Sibling rivalry, concerns over drugs or alcohol and communication tools are just some of the topics to be addressed during a six-week Strong Families Parenting course to be held in both Sunnyside and Grandview.
Organized by Comprehensive (which was formerly known as Central Washington Comprehensive Mental Health) with support from the federal Project LAUNCH program, the classes will meet twice each week for six weeks.
The Grandview parenting classes will be held at Smith Elementary School, 205 Fir Ave., from 5:30 to 8:30 p.m. on Tuesdays and Thursdays starting April 11. The course wraps up on May 23.
Sunnyside's course will be offered at Pioneer Elementary School, 2101 E. Lincoln Ave., from 5:30 to 8:30 p.m. also on Tuesdays and Thursdays, but starting on April 16. It concludes on May 27.
Maria Vijarro is a client advocate for Comprehensive in the non-profit's Yakima office. She says her agency holds the workshops at schools because of the infrastructure already in place.
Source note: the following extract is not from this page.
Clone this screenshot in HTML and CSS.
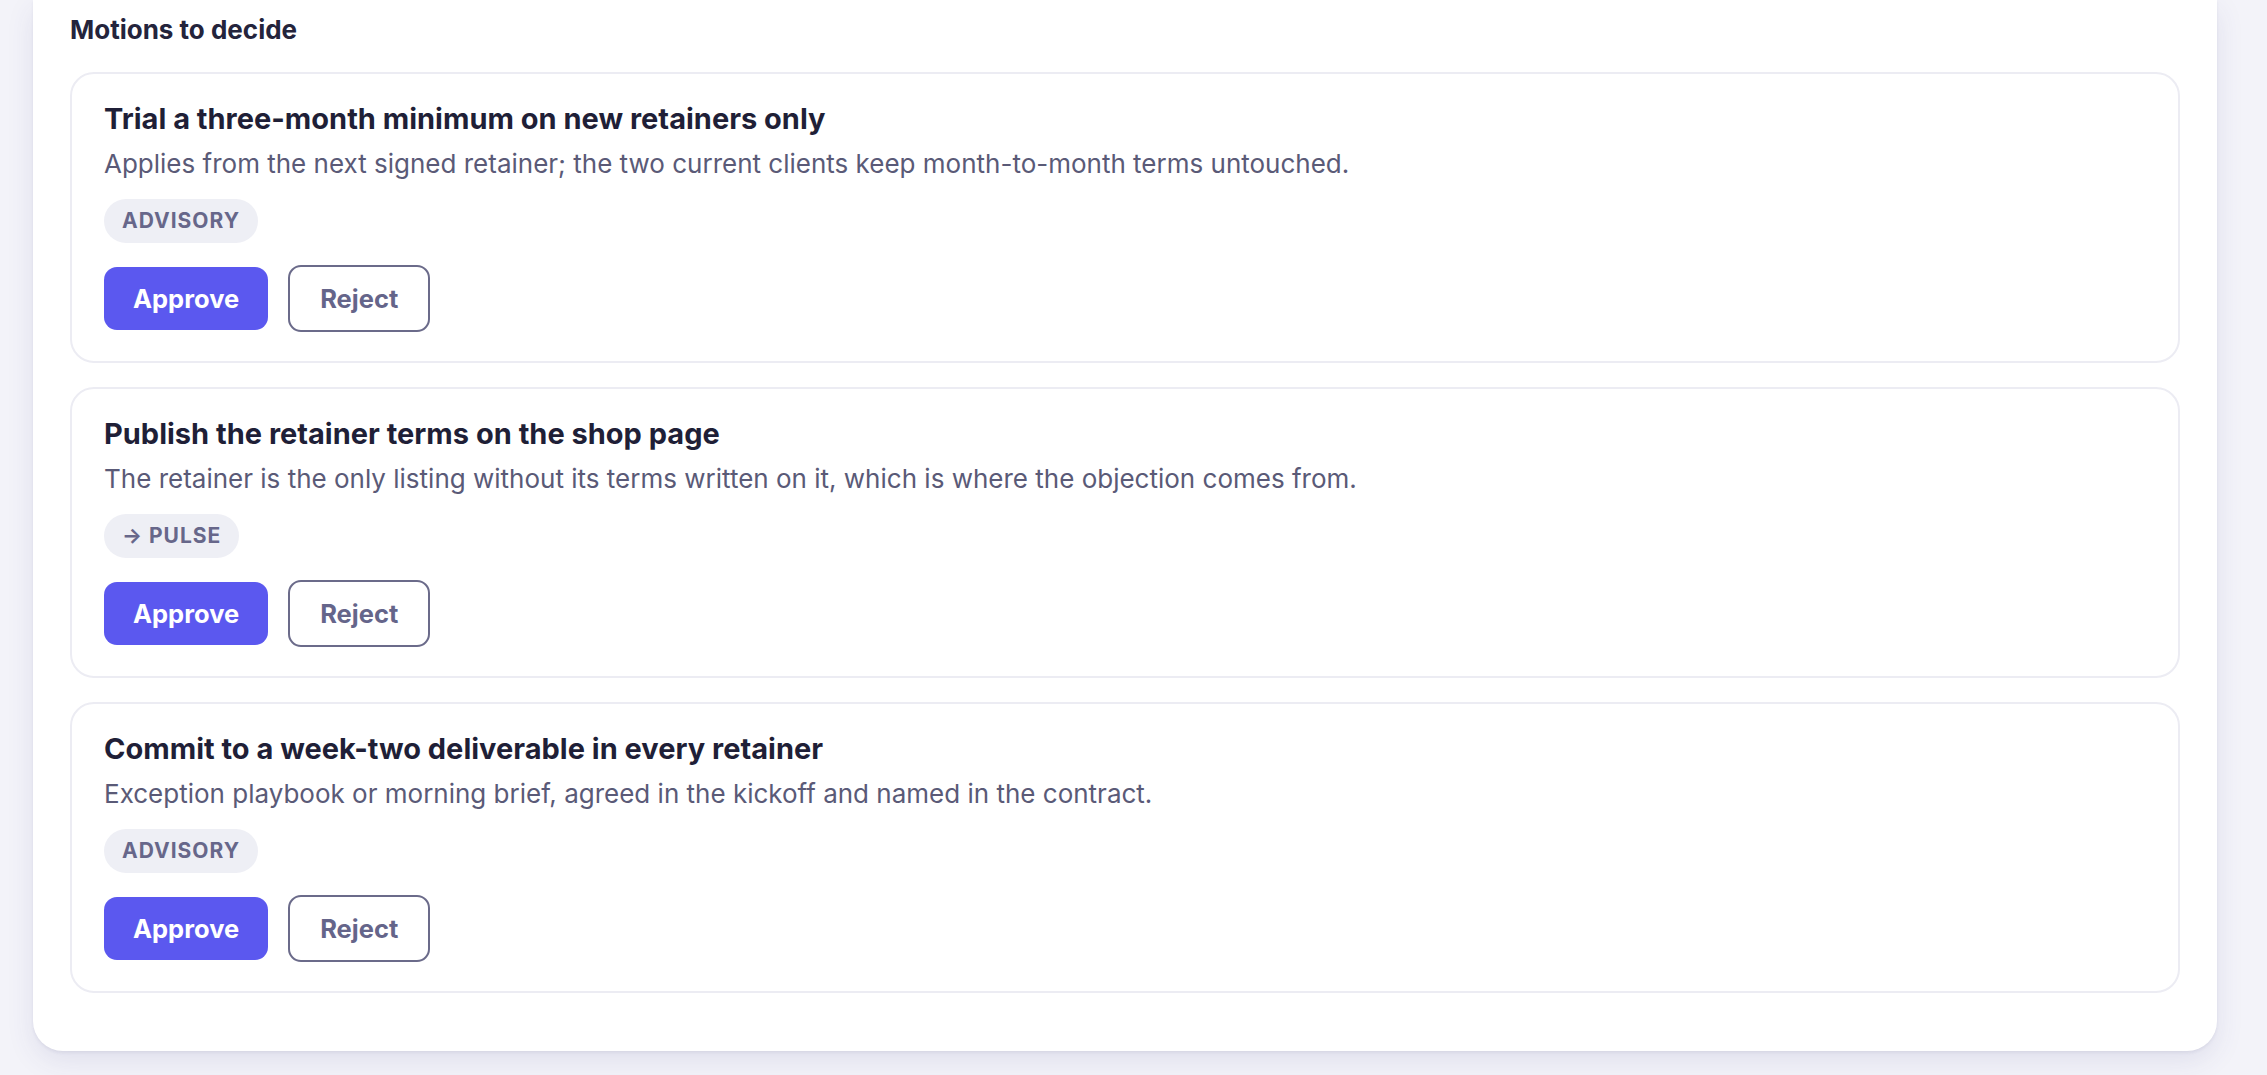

Free childcare services will be offered at both Grandview and Sunnyside workshops, she noted.
Information on the Grandview parenting course is available by calling Ben Gonzales at 882-8343 or Vijarro at 509-576-4319.
For more information on the Sunnyside course, call Vijarro or Maria Bobadilla at 837-3278.
The classes and material distributed for each one are all free of charge.
Vijarro says Comprehensive has trained facilitators to run both workshops, which will be offered in English and Spanish.
The classes cover other topics ranging from household rules and consequences to anger management. They are based on a program created by Dr. Marilyn Steele of Seattle.
The Strong Families Parenting workshops started more than 10 years ago, Vijarro says, after Steele and counselors from the UW noticed the same topics kept coming to the fore at each of the parent groups they assisted.
That led to the development of the six-week classes set for Grandview and Sunnyside.
They are offered once a quarter in spring, fall and winter.
She says the classes have some flexibility, in that if 5:30 p.m. is too early for the classes to start then Comprehensive's facilitators can start the sessions at 6 p.m.
In addition, Vijarro said new parents can be admitted into the classes up to the third session. After that, she says the workshops are closed to new members because each class builds on the previous one.
A focus for each six-week course, she notes, is assisting parents in communicating culture and values to their children.
At the end of each six-week class series a graduation ceremony is held for all parents who complete the entire program.
She says, for example, that just last month 16 parents graduated from a six-week Strong Families Parenting class held at Chief Kamiakin Elementary School in Sunnyside.
"The younger, the better," Vijarro says of encouraging parents of young children to attend and participate in the classes. "When they graduate they feel a sense of accomplishment. They feel a lot of energy to do something positive with their children."